Investing in wind rated pergolas NZ is an investment in peace of mind. By respecting the power of New Zealand’s weather and adhering to proper engineering principles, you create an outdoor living space that remains safe and usable year-round, regardless of what the forecast holds.

What is the maximum wind speed a standard pergola can withstand?

Standard, non-engineered pergola kits typically withstand wind speeds of 80-100 km/h (Low to Medium zones). However, wind rated pergolas engineered for NZ High to Extra High zones are designed to withstand gusts exceeding 150 km/h (approx 44m/s to 55m/s).

Do louvered pergolas rattle in high wind?

Cheaper, single-skin louver systems will rattle. High-quality wind rated pergolas use double-skin aerofoil blades with nylon end-caps and tight seals to dampen vibration and eliminate rattling even in strong gusts.

Can I attach a pergola to my house in a high wind zone?

Yes, but it requires careful engineering. The connection to the house (ledger board) must be bolted into the structural framing (studs or lintels) of the house, not just the cladding. In high wind zones, a freestanding design is often safer to avoid transferring vibration and load to the main dwelling.

What is the difference between High and Very High wind zones in NZ?

High wind zones experience speeds up to 44 m/s, while Very High zones reach up to 50 m/s.
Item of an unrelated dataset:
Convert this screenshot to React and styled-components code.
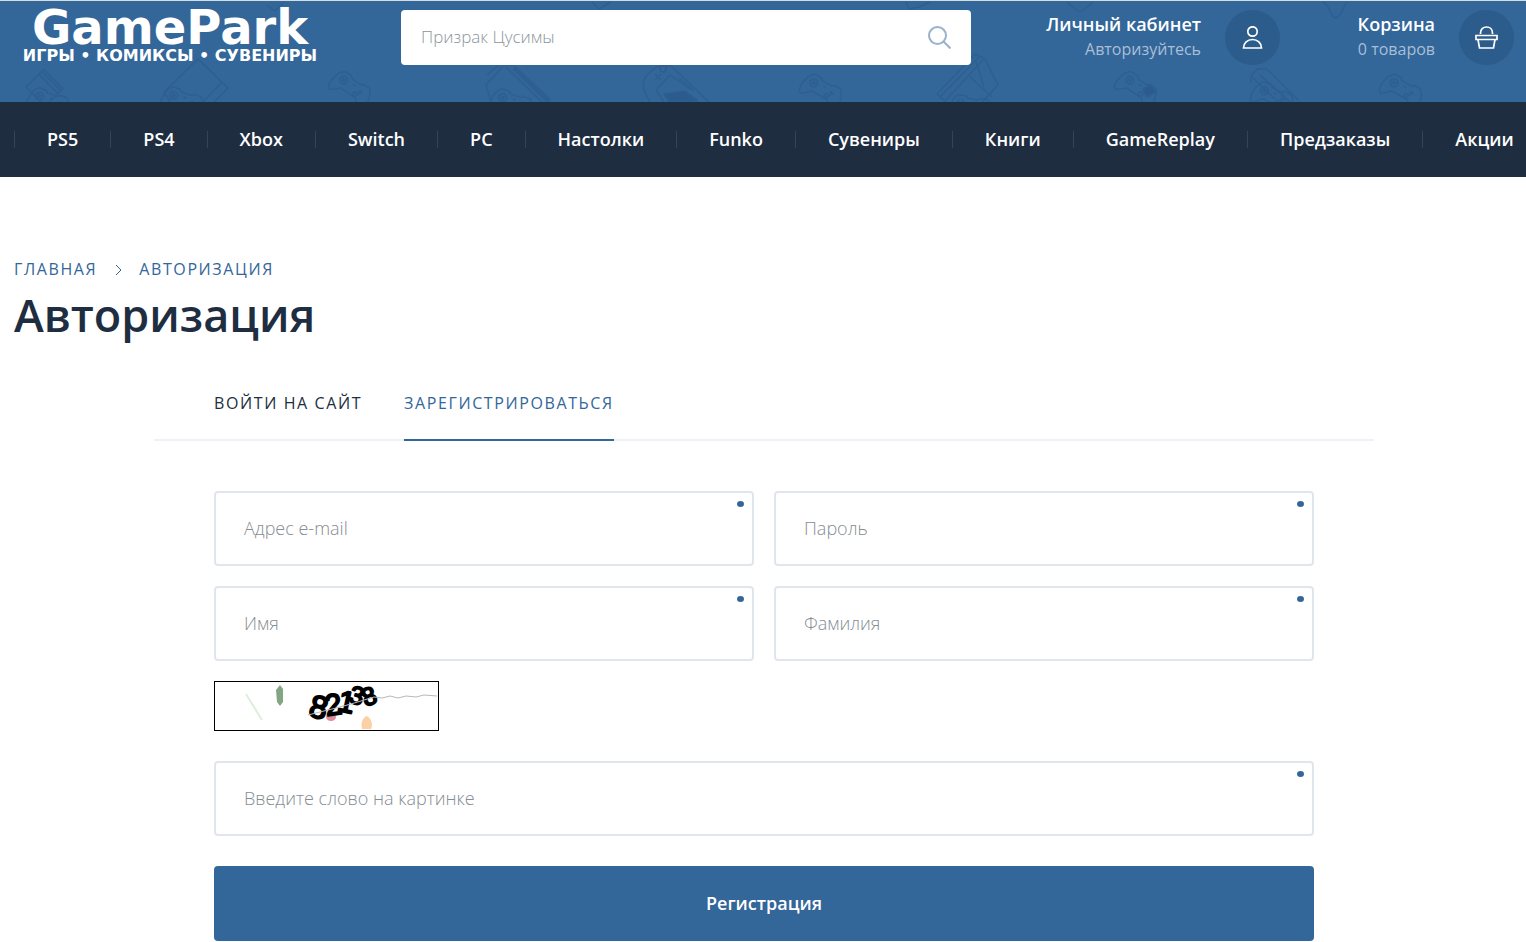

The structural requirements jump significantly between these two, often requiring thicker posts, deeper footings, and stronger brackets for Very High zones.

Are aluminium pergolas better than wood for high winds?
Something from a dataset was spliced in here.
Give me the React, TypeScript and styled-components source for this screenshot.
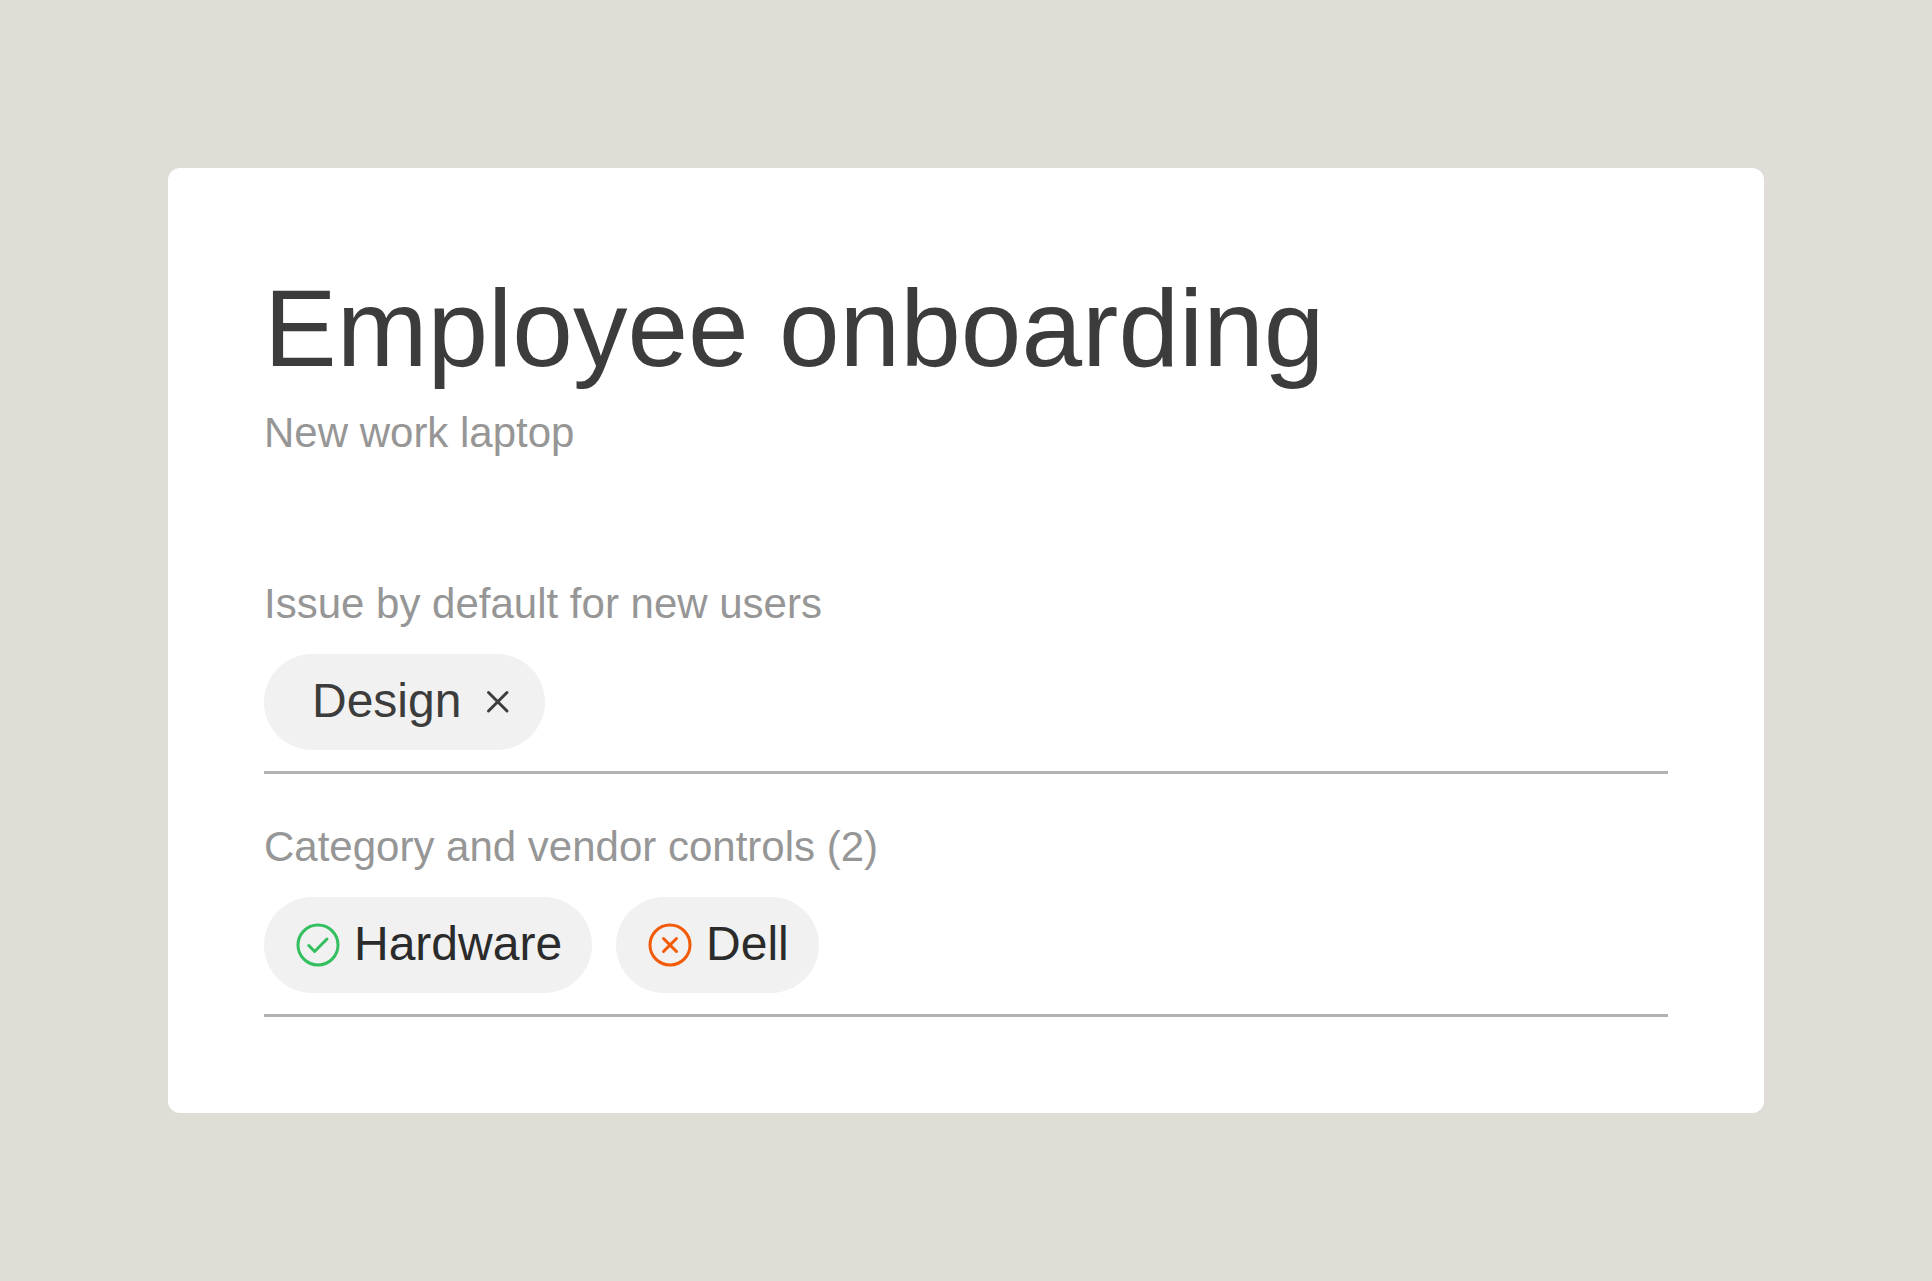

Aluminium is generally preferred for modern wind-rated systems because it has a higher strength-to-weight ratio, does not rot or warp, and allows for precision-engineered connections that resist racking better than traditional timber joinery over time.

Do I need a building consent for a pergola in a high wind zone?

Generally, pergolas under 20m² are exempt from consent, provided they comply with the Building Code. However, compliance in a high wind zone is technically difficult without engineering. If the structure poses a safety risk, council may intervene. Always check with your local council regardless of size.